═══ Dataset rows

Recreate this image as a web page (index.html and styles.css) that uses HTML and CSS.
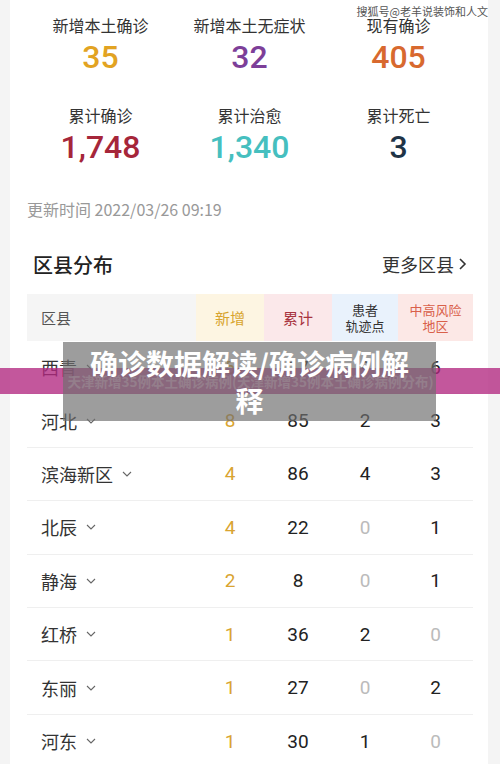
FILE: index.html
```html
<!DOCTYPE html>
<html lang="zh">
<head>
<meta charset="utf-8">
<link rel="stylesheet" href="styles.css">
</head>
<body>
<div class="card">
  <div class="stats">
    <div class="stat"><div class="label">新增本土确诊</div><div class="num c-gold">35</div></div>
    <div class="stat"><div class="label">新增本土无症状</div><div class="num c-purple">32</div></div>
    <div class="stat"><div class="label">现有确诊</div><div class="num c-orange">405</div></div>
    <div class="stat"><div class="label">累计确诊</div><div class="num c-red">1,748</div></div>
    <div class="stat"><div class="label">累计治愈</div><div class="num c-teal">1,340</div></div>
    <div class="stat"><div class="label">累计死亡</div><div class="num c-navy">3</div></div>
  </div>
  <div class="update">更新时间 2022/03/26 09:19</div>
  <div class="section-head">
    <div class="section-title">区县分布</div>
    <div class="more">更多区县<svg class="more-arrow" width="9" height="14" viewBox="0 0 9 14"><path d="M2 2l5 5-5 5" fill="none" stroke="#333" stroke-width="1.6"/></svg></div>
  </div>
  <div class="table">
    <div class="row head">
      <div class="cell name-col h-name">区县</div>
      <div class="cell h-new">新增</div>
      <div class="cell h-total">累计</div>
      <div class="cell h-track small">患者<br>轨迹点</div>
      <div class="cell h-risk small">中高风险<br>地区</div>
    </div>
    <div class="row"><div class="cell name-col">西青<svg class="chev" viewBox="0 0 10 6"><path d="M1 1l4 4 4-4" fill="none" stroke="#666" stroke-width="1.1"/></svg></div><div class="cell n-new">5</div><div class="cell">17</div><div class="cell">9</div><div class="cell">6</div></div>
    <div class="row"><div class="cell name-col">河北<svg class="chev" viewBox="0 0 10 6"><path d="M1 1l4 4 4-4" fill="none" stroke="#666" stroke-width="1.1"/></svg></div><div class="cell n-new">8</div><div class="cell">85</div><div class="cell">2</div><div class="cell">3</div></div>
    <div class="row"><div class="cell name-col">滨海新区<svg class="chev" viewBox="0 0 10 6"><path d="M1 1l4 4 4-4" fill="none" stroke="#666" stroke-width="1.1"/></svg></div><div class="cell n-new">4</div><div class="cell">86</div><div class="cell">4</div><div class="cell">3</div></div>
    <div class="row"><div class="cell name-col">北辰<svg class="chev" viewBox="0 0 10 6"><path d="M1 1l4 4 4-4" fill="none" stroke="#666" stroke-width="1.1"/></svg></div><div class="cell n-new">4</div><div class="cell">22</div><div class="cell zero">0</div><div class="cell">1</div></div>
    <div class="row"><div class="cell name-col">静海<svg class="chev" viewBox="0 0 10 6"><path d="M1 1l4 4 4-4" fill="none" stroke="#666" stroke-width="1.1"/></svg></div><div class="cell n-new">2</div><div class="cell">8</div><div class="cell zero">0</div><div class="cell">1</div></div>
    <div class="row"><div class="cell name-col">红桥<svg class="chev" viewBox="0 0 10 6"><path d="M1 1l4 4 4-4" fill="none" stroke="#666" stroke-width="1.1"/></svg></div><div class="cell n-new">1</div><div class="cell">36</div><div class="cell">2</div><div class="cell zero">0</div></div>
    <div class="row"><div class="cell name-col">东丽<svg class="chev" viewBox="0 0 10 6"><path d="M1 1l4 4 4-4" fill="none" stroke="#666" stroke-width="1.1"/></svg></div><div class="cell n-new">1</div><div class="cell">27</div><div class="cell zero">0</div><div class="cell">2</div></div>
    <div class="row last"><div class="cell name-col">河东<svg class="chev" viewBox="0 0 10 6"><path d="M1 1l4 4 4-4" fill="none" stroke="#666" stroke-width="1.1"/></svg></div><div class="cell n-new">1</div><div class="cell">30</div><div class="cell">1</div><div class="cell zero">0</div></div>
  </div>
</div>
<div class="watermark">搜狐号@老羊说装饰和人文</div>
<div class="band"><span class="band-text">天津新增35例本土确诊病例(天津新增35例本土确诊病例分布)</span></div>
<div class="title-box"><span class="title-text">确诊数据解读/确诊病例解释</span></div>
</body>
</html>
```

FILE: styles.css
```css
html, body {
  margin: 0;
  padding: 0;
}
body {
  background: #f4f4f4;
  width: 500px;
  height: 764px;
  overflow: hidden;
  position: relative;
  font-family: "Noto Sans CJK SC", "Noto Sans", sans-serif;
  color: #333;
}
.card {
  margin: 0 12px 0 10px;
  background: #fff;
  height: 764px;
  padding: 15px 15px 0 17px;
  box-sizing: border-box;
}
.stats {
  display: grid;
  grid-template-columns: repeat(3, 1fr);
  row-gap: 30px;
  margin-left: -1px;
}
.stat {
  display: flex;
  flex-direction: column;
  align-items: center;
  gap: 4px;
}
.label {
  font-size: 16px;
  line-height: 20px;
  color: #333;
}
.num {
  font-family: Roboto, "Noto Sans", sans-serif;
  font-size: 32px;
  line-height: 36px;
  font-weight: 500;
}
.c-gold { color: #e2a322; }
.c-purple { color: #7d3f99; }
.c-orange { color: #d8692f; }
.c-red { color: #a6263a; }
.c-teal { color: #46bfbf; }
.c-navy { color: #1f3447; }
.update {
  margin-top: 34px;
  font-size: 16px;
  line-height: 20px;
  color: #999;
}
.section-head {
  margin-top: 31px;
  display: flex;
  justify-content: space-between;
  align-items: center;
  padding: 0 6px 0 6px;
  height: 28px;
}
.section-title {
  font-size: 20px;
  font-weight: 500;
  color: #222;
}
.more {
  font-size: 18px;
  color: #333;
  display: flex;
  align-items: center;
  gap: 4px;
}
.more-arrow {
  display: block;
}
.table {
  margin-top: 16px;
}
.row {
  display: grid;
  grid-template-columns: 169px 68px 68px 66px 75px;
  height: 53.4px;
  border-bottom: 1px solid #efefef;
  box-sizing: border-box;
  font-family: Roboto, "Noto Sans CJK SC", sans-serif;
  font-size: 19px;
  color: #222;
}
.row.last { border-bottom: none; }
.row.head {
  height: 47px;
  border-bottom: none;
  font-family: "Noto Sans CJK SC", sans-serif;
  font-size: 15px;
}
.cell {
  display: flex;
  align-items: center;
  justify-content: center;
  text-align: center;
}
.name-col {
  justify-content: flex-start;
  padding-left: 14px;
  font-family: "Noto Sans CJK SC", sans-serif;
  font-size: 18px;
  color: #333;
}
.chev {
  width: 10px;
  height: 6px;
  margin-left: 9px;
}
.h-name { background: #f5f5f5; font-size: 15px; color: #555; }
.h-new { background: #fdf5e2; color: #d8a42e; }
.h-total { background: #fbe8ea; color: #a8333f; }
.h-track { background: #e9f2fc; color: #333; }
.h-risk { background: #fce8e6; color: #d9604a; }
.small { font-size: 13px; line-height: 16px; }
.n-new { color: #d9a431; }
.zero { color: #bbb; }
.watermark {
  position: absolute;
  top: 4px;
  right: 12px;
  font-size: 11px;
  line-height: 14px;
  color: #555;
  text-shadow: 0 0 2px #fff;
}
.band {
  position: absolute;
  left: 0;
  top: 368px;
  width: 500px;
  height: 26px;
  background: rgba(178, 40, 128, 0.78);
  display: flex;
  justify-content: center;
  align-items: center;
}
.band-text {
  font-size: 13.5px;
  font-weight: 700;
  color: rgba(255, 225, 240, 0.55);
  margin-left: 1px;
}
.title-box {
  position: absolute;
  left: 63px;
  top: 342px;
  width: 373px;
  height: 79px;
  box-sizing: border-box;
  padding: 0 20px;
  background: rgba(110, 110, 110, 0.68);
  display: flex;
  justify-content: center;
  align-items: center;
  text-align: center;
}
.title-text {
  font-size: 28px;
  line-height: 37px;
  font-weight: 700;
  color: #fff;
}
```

══════
═══ Dataset rows

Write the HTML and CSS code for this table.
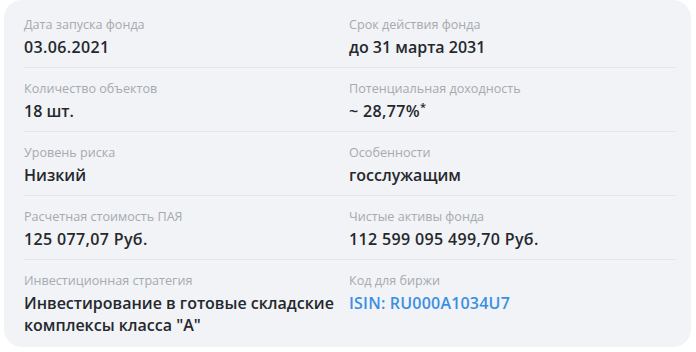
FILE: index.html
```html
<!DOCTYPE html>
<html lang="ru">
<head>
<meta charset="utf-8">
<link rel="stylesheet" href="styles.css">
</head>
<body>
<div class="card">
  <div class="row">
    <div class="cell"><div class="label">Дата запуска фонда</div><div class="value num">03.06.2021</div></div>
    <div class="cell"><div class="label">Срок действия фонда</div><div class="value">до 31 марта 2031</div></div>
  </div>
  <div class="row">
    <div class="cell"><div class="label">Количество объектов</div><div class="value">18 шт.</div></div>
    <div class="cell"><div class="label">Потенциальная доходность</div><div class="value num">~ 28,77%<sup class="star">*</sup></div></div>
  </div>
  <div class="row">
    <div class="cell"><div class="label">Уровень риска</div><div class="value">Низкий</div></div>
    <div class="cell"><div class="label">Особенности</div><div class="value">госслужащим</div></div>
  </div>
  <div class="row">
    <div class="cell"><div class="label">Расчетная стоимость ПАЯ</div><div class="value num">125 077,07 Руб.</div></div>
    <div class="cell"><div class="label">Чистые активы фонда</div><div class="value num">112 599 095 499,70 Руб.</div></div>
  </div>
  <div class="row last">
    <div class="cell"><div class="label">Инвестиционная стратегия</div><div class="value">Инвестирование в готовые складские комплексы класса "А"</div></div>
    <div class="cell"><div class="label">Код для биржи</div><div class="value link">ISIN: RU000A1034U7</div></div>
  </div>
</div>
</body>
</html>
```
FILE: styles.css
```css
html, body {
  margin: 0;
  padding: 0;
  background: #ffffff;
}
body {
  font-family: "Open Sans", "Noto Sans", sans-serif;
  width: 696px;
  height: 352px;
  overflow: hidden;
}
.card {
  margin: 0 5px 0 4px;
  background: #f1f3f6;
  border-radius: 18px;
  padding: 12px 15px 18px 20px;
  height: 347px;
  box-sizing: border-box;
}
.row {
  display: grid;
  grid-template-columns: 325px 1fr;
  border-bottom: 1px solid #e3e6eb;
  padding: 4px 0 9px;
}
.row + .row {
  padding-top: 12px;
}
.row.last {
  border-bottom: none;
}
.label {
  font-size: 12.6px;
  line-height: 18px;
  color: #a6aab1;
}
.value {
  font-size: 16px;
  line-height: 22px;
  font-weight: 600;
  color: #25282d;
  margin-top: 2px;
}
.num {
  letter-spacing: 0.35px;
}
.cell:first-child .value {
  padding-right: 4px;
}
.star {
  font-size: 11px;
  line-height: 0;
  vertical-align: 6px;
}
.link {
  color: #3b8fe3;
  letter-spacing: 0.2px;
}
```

══════
═══ Dataset rows

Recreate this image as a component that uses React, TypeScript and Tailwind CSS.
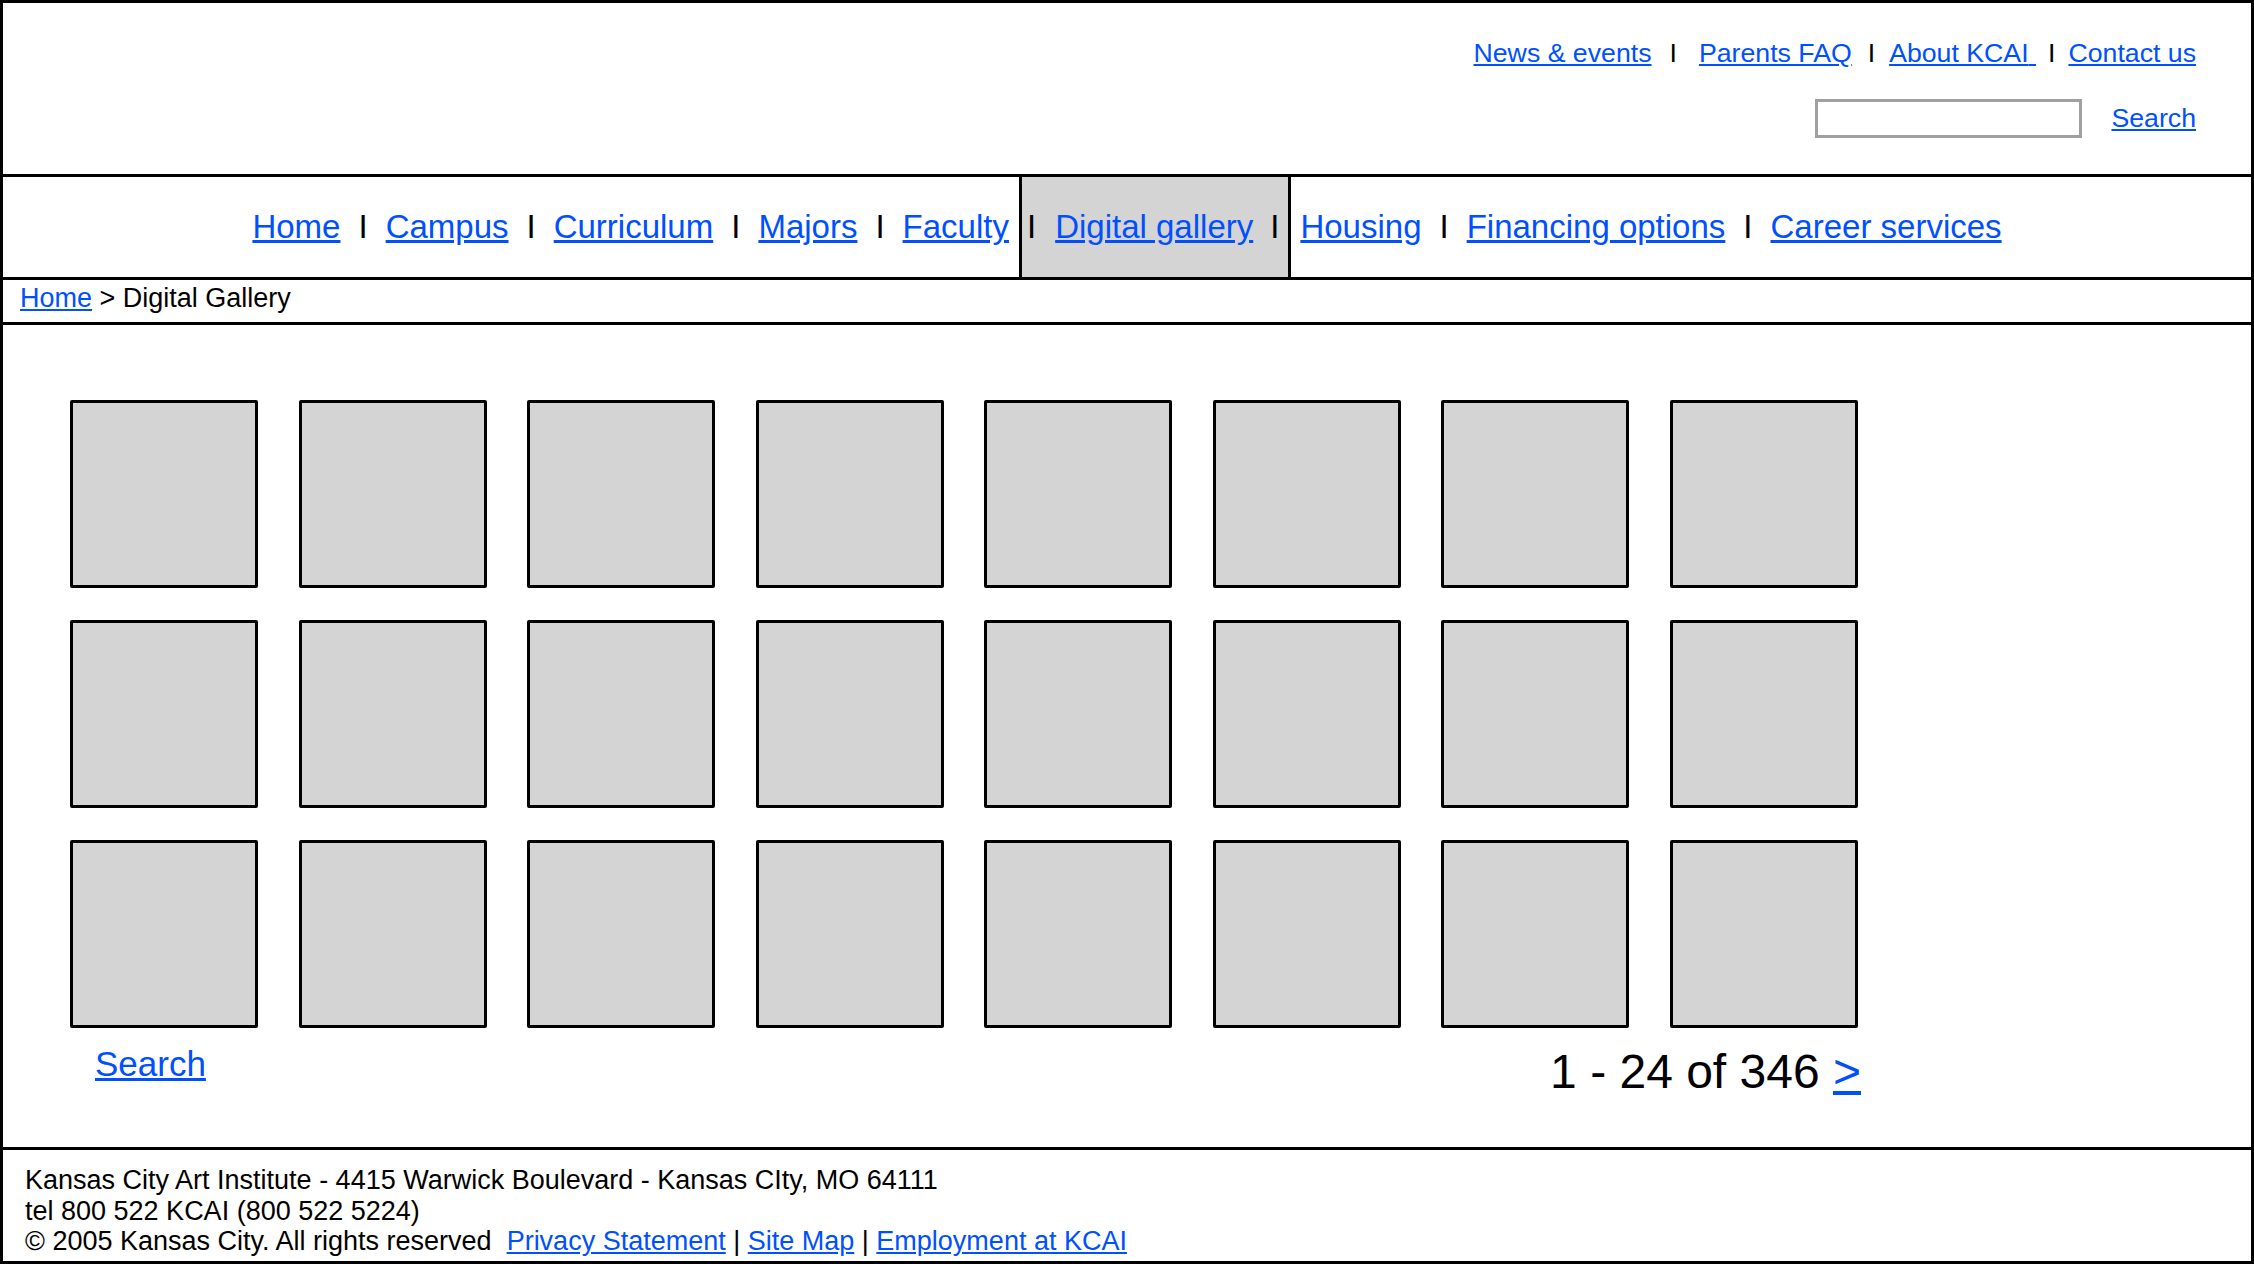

══════

Extract each line from the listing that holds the word "image".

Answer to this problem:
Recreate this image as a web page (index.html and styles.css) that uses HTML and CSS.
Recreate this image as a component that uses React, TypeScript and Tailwind CSS.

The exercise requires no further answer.